Though I feel a bit out of my element playing this game (get off my lawn), John Kovalic, who is older than I am, has created a really fun, fast paced, tabletop masterpiece at which the youth of today should excel. At least the ones who love LOLspeak.
ROFL, created, designed, and drawn by John Kovalic, has finally been released by Cryptozoic Entertainment. Designed to be played with 3-7 players, it’s a great game for groups of all sizes, and the playtime is very fast for small groups. Perfect for when you’re waiting around for other players to arrive, or when you’re waiting for the other half of your guests to finish their game. Players can even jump in mid-game. It’s also perfect for a palate cleanser between longer or more serious games.

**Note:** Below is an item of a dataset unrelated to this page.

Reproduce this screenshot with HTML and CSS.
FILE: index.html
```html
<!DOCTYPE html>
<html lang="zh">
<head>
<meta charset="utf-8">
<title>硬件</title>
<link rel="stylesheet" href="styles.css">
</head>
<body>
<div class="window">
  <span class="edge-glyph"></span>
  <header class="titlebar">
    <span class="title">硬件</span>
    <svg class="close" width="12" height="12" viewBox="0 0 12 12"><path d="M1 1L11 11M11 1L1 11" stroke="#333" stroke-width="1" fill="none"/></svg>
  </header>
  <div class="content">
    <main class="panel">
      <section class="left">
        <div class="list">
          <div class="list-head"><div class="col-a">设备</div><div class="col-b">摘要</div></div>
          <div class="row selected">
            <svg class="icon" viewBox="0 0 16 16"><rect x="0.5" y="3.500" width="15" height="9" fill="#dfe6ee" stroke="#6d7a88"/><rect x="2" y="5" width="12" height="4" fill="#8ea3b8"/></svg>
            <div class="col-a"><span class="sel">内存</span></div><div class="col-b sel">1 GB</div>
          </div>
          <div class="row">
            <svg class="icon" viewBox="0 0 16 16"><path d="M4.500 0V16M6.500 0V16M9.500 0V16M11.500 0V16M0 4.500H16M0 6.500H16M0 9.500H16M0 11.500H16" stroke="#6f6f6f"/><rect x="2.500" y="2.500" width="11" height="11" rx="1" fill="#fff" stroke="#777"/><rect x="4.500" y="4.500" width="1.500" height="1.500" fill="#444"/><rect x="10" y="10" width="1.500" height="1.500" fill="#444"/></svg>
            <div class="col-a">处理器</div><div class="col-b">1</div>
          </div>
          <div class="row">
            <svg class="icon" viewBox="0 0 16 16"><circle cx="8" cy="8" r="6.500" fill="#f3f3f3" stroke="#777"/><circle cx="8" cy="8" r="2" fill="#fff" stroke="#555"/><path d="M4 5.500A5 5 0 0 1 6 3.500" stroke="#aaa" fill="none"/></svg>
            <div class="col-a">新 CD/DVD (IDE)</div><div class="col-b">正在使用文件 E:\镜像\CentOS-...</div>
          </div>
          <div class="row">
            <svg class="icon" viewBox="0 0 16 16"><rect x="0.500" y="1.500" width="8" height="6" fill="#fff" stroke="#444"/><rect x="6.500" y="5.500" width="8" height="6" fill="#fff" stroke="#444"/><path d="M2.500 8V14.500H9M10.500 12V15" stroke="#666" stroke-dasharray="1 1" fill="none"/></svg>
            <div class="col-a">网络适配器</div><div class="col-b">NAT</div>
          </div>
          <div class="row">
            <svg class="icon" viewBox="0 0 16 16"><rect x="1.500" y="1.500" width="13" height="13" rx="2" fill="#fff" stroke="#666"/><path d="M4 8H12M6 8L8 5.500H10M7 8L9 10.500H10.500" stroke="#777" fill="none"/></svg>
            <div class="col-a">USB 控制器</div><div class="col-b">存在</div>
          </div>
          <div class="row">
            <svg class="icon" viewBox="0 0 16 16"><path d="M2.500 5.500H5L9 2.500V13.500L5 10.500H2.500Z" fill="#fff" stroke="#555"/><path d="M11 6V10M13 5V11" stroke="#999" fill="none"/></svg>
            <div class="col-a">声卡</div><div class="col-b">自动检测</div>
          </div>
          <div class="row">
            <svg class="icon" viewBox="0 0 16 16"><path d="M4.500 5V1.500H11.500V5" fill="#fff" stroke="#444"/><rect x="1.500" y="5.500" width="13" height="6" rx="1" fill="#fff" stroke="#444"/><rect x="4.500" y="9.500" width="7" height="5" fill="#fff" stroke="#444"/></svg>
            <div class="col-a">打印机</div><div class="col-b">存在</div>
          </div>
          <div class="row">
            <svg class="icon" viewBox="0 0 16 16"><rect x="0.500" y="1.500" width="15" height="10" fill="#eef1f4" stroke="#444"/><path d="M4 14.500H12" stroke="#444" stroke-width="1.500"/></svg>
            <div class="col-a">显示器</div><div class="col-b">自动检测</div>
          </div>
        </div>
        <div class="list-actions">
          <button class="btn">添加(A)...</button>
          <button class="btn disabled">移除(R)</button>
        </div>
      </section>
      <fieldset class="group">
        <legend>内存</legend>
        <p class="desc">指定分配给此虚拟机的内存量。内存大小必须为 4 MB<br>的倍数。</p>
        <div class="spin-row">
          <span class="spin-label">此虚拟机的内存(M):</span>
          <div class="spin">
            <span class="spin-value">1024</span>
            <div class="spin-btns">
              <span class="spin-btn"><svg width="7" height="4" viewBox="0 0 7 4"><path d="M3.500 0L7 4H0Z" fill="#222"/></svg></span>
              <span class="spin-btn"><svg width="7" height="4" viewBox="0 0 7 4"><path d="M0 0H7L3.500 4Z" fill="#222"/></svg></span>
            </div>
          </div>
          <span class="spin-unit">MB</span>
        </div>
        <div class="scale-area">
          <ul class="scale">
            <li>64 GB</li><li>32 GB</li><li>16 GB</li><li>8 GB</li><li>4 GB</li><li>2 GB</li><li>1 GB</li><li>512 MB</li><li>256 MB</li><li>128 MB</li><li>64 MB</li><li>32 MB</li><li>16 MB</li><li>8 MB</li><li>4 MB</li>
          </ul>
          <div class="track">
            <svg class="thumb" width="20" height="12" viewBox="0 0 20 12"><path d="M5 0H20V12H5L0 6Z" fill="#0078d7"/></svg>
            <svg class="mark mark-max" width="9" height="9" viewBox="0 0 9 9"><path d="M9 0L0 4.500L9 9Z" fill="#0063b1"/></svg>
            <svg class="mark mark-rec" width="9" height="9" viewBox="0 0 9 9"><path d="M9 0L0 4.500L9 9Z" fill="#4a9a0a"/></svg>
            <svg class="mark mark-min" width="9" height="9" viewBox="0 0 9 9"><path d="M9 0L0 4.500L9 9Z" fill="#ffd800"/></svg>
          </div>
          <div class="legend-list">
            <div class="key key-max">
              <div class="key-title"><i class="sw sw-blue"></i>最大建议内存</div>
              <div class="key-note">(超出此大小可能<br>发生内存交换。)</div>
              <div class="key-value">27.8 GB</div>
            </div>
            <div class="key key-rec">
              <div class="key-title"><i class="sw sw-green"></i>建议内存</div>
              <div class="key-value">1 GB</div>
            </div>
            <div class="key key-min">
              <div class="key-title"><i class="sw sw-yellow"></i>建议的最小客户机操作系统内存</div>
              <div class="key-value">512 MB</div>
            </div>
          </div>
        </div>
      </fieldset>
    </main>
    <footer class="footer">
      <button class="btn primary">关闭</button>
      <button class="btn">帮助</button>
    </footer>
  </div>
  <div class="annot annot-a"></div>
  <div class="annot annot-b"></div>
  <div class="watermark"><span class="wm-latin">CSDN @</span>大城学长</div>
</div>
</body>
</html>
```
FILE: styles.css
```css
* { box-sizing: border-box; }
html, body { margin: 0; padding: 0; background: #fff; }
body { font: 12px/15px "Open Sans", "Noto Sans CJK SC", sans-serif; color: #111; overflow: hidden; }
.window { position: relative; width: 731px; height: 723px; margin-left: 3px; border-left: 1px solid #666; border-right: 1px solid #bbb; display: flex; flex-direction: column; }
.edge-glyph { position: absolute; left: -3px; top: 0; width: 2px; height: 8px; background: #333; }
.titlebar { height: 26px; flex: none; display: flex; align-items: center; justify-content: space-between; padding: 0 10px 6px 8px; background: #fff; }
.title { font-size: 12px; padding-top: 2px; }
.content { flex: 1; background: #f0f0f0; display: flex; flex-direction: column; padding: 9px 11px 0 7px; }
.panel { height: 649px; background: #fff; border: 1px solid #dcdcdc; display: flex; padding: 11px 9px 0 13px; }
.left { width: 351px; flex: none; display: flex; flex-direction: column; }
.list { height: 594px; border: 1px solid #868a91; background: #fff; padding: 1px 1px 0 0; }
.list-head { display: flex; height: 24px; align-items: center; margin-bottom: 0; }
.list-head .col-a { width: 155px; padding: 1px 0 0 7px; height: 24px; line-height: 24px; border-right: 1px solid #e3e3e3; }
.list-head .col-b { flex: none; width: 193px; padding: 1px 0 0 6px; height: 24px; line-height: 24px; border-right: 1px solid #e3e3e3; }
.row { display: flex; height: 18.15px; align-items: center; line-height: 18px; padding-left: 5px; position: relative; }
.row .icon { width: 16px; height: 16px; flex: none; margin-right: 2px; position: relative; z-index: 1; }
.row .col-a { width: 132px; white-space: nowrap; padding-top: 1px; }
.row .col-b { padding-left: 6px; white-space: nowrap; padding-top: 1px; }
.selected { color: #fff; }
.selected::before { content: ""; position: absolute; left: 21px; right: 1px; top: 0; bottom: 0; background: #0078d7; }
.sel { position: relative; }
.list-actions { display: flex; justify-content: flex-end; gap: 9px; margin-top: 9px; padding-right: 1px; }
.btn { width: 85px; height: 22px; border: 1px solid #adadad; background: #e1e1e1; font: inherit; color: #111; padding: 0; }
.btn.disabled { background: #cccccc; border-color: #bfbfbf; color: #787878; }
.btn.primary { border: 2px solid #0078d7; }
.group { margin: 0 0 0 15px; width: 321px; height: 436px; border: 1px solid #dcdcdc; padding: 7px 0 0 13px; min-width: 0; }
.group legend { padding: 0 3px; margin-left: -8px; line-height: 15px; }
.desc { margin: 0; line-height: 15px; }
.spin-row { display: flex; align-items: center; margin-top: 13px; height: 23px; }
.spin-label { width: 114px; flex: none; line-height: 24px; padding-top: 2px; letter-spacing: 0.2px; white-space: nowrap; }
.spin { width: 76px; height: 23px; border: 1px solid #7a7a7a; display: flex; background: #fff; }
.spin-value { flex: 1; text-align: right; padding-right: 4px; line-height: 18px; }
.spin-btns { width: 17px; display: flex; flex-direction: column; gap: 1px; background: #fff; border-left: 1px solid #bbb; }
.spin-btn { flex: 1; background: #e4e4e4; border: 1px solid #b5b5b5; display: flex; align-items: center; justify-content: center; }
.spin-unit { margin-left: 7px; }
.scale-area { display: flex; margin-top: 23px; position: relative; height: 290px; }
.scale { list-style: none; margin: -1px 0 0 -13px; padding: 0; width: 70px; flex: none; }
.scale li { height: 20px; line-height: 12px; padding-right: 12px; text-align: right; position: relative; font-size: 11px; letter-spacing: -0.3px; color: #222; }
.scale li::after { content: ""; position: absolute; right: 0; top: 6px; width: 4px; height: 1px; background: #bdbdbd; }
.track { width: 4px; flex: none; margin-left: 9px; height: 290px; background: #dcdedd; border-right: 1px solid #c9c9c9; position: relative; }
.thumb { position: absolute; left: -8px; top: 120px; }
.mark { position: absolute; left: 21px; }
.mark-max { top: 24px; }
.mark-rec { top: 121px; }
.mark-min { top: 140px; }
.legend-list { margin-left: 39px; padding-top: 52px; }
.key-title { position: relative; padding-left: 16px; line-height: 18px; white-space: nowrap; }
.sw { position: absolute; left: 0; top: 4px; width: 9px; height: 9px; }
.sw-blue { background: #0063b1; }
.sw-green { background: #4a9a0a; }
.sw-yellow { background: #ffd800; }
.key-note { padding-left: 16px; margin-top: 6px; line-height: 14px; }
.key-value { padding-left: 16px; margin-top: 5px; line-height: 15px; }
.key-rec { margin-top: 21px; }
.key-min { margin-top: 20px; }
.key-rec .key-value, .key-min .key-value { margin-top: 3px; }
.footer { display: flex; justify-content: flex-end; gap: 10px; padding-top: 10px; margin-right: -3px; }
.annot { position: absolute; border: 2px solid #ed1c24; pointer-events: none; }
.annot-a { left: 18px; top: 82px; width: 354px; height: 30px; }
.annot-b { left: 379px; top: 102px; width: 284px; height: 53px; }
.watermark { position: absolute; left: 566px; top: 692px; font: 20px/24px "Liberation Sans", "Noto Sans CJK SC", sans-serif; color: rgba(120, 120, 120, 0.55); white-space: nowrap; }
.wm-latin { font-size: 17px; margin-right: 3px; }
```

The idea of ROFL is to take phrases or sentences and shorten them, using as few characters as possible (not including spaces), and still make them decipherable to the guesser, such as some people might when they are texting. The non-guessers compete with each other and against time to bid the shortest number of characters. They also have to write down their answer on their erasable whiteboards as quickly as possible. When time is up, the guesser looks at what the person with the lowest bid wrote down. If he or she can’t guess it correctly, the second lowest bid gets a chance, etc.

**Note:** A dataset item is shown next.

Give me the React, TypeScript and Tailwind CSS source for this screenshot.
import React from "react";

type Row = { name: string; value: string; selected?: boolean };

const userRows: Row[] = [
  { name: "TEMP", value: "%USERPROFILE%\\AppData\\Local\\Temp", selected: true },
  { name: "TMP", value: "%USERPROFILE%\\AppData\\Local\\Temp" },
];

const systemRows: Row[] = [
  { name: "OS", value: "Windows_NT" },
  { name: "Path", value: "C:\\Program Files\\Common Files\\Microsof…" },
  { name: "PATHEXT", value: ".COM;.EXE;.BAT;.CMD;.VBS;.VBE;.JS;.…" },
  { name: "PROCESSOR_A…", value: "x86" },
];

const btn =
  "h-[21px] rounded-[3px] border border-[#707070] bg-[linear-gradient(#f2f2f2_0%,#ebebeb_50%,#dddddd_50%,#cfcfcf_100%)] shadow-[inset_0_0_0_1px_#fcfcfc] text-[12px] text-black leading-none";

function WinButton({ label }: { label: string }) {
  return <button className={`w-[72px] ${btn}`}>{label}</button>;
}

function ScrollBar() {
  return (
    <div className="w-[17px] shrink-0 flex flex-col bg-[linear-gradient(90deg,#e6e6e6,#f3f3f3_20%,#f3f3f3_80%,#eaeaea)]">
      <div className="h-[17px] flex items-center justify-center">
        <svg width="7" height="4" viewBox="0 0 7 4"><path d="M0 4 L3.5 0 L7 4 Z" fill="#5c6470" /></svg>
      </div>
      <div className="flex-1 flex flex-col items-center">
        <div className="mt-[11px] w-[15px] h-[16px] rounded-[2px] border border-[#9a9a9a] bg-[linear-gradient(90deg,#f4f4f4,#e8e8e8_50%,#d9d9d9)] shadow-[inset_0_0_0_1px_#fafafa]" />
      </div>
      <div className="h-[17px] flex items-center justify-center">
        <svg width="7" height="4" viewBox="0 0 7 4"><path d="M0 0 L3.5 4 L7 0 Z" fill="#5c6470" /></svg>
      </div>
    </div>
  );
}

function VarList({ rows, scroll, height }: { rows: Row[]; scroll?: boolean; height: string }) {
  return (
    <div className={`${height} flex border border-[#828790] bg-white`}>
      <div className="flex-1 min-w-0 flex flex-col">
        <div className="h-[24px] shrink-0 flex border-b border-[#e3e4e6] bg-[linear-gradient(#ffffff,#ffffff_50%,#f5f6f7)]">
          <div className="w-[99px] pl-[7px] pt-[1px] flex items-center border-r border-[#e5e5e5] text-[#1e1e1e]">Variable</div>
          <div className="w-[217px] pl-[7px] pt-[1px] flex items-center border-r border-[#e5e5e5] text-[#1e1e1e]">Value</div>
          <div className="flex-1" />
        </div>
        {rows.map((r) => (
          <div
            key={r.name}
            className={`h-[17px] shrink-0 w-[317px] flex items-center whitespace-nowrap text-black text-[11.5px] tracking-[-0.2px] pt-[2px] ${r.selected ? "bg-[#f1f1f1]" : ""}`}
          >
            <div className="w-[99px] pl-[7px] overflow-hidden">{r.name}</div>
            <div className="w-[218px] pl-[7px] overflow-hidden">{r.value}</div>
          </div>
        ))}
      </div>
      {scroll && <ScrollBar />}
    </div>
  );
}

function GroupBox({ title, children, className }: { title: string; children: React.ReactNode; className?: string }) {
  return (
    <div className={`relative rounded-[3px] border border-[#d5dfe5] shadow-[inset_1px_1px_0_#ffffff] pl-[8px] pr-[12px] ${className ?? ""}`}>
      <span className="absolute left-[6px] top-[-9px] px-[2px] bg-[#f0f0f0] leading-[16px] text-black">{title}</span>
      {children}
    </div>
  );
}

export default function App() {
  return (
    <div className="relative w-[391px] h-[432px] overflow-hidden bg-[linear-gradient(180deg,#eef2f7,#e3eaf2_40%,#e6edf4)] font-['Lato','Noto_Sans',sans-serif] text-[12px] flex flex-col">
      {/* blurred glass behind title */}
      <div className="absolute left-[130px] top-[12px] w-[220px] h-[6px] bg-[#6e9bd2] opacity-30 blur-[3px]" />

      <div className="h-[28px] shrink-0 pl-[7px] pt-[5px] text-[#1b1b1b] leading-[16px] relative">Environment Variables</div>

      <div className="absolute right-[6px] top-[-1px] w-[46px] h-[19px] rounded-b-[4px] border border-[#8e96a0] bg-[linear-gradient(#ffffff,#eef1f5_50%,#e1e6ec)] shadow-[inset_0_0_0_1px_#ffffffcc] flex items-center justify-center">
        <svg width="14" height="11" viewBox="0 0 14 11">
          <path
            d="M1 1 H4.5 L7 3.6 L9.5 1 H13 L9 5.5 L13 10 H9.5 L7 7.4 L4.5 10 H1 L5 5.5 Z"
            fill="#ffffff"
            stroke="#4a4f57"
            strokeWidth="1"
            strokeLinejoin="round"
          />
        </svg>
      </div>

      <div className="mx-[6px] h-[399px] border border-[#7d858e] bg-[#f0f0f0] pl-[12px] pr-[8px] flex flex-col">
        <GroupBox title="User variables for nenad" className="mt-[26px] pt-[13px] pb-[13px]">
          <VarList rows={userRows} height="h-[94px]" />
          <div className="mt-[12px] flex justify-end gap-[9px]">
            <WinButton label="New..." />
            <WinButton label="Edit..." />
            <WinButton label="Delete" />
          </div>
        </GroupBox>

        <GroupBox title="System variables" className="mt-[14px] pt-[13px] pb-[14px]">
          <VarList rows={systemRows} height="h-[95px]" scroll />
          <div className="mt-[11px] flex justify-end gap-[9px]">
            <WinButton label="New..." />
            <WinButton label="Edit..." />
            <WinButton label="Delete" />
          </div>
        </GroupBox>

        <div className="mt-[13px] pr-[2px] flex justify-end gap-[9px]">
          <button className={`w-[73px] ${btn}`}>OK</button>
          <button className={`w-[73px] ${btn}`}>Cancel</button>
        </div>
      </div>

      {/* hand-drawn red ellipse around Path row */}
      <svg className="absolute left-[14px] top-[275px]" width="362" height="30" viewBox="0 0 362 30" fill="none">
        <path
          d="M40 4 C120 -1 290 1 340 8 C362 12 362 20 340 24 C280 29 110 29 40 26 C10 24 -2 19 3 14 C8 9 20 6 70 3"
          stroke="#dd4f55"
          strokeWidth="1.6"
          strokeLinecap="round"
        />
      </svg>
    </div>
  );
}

Play rotates so that everyone gets to guess in turn, and the game is over when you’ve gone around three times. Score is kept with tokens of denominations of 1, 5, and 10.
How does it play? The instructions are straight forward, and it’s easy to learn what you’re doing. Play is fast, and the list of allowed characters printed on each whiteboard card is very handy. The boards are even color coordinated to each player’s piece so there is no doubt of whose answer is whose.
Some of the phrases and sentences are pretty easy to shorten, and more than one person can end up with the same answer. In these cases, speed is key. But some of the phrases are long, and difficult to shorten. Experience and creativity come in handy here. The game creates a real party atmosphere, and is probably the most fun when played with larger groups. Lively people will certainly add to the fun.
My only complaints about the game are these: Not all of the dry-erase markers work well, but that’s a problem with any game that includes them. You can always supplement with other dry-erase markers. Also, it’s hard to hide what you’re writing on your whiteboard, so fold-up screens would come in handy.
Final assessment? The game is a hoot, and John’s signature artwork adds to the smiles and laughs.
ROFL retails for $34.99 and is a great party game for groups of all sizes. Participants should be old enough to know some LOLspeak, and the game recommends that they be 13 and up.
Note: I received a copy of the game for review purposes.